▸ Given task:
Answer with nothing but the number of lines that include the word "this".

• • • •

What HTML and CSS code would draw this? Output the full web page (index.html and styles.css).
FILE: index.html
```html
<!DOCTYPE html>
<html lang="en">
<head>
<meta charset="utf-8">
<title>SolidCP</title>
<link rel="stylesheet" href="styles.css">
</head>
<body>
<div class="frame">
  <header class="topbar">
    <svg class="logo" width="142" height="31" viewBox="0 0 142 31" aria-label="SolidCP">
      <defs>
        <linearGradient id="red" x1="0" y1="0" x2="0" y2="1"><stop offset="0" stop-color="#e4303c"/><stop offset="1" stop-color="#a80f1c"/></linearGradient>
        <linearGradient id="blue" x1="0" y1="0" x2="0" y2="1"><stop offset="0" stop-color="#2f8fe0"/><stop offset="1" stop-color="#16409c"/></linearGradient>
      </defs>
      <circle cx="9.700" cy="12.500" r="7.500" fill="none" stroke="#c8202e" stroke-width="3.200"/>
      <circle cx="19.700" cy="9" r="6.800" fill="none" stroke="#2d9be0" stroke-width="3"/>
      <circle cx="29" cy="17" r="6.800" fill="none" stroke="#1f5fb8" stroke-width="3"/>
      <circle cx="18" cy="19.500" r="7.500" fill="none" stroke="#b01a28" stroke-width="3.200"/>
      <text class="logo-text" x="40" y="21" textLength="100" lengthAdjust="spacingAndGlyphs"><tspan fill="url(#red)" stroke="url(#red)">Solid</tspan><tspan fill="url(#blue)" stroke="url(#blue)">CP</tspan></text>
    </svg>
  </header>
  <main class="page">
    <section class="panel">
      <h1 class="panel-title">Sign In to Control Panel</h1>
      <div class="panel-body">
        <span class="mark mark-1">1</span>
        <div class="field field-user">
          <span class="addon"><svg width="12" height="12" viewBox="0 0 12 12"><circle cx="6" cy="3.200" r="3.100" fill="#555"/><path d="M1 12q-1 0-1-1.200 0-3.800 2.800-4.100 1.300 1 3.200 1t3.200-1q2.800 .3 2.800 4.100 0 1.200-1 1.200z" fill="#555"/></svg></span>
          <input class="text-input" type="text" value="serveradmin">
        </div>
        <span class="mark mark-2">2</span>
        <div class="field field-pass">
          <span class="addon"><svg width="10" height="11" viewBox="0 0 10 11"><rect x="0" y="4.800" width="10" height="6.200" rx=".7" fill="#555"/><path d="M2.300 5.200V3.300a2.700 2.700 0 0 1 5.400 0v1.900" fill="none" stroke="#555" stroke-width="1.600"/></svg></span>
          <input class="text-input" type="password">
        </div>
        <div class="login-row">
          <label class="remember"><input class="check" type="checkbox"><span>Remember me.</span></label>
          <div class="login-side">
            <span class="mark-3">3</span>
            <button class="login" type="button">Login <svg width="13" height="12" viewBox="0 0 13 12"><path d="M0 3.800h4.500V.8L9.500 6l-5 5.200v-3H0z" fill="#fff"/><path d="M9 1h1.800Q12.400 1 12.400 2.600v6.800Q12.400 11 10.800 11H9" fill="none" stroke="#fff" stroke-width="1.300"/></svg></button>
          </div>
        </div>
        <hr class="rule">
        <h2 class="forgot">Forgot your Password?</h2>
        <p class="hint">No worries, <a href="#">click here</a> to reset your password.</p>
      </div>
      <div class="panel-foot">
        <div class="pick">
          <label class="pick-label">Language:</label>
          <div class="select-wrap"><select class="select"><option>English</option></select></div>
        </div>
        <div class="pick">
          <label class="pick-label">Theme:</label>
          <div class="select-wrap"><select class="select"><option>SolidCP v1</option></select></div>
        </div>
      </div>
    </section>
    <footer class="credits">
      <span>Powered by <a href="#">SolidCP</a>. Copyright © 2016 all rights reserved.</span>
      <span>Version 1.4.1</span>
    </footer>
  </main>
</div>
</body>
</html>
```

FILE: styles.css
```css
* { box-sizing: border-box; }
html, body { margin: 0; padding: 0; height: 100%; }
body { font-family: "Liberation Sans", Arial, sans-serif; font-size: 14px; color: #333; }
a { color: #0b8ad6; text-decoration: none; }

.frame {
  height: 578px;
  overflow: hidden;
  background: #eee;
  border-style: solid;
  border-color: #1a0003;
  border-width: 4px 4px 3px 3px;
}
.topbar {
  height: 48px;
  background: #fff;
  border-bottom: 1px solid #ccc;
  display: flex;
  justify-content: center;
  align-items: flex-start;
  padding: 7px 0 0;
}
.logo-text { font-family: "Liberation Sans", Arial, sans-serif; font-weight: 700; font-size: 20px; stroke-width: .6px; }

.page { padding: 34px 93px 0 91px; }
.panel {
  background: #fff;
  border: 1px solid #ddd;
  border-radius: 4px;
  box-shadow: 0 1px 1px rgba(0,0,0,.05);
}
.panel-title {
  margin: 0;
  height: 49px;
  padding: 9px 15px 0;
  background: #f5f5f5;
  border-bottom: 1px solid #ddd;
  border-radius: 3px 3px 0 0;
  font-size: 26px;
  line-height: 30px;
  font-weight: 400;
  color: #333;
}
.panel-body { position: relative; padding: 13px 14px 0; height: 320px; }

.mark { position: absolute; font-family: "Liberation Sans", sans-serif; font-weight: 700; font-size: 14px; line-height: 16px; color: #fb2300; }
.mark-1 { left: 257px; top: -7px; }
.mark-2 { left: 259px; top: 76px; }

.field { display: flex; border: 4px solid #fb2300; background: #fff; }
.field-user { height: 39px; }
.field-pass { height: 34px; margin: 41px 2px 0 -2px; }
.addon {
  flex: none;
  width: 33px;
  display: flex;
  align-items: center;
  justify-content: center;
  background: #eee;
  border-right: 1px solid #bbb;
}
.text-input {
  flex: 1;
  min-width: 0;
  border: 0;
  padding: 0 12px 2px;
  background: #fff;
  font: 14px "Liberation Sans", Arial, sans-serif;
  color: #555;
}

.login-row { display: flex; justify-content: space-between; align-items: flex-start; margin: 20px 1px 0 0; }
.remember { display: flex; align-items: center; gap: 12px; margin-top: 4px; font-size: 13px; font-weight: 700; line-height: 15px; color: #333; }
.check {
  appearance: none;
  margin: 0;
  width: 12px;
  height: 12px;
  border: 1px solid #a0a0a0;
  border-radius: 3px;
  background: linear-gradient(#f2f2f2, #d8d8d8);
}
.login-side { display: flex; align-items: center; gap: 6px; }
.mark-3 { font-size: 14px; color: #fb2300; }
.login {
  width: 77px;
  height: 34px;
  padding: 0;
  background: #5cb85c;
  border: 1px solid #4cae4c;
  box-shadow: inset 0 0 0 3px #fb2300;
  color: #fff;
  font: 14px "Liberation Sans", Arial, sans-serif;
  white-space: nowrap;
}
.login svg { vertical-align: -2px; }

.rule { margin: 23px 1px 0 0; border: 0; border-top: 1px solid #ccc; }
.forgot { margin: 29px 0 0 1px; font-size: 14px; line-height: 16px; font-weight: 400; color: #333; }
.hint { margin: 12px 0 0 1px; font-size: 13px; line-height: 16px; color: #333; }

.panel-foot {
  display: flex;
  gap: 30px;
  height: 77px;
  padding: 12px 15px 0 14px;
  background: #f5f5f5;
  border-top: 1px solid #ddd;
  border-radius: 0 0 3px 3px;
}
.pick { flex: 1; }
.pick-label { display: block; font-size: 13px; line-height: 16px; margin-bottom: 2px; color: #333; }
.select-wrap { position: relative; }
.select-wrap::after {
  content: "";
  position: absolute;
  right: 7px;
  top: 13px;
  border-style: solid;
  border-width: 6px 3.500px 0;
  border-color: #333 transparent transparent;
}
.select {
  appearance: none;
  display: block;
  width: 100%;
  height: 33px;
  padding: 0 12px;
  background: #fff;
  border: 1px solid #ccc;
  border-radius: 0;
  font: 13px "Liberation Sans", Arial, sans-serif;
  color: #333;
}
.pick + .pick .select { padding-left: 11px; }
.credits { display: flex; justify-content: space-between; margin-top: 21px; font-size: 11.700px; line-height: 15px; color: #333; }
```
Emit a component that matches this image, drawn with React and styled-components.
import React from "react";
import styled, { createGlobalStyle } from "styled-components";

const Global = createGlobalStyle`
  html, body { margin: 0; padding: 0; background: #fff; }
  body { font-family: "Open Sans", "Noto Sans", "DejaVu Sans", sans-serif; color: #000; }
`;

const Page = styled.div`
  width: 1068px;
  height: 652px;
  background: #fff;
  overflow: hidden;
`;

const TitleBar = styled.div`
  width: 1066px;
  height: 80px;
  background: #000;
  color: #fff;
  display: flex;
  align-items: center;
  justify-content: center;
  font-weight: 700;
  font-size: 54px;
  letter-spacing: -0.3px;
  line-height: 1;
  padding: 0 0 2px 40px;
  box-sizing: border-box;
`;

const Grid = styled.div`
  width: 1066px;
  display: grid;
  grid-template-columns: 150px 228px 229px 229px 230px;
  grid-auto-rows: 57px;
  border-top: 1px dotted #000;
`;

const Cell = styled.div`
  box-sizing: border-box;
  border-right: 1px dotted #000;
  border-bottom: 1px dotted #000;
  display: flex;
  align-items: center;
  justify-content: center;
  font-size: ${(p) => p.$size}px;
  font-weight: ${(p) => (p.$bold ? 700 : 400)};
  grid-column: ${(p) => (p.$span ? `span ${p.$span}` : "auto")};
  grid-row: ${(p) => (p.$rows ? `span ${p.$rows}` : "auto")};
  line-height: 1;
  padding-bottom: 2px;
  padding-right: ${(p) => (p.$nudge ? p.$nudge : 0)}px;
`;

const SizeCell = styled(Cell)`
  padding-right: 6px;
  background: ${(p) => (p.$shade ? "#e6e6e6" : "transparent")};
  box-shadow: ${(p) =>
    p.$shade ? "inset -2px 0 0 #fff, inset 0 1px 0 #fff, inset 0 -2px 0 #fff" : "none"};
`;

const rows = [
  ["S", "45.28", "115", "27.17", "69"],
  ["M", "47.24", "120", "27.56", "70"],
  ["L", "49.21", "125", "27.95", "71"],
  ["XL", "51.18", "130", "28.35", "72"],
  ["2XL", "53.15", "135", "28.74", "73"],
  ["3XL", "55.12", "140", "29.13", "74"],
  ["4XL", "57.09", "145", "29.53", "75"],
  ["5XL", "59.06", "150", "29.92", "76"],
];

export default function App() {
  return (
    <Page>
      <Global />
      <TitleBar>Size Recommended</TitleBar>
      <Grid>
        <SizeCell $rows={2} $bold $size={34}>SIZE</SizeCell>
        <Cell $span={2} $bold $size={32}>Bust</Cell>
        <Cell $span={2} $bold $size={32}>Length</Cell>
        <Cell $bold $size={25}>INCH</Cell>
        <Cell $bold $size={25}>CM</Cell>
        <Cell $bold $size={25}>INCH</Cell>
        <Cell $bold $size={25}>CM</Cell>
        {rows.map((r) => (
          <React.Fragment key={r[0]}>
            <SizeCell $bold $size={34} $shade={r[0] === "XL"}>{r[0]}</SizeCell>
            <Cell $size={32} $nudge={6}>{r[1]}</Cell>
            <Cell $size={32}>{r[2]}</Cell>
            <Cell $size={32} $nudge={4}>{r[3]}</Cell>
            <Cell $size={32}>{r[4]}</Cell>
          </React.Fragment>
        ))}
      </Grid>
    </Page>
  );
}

• • • •

▸ Full solution:
2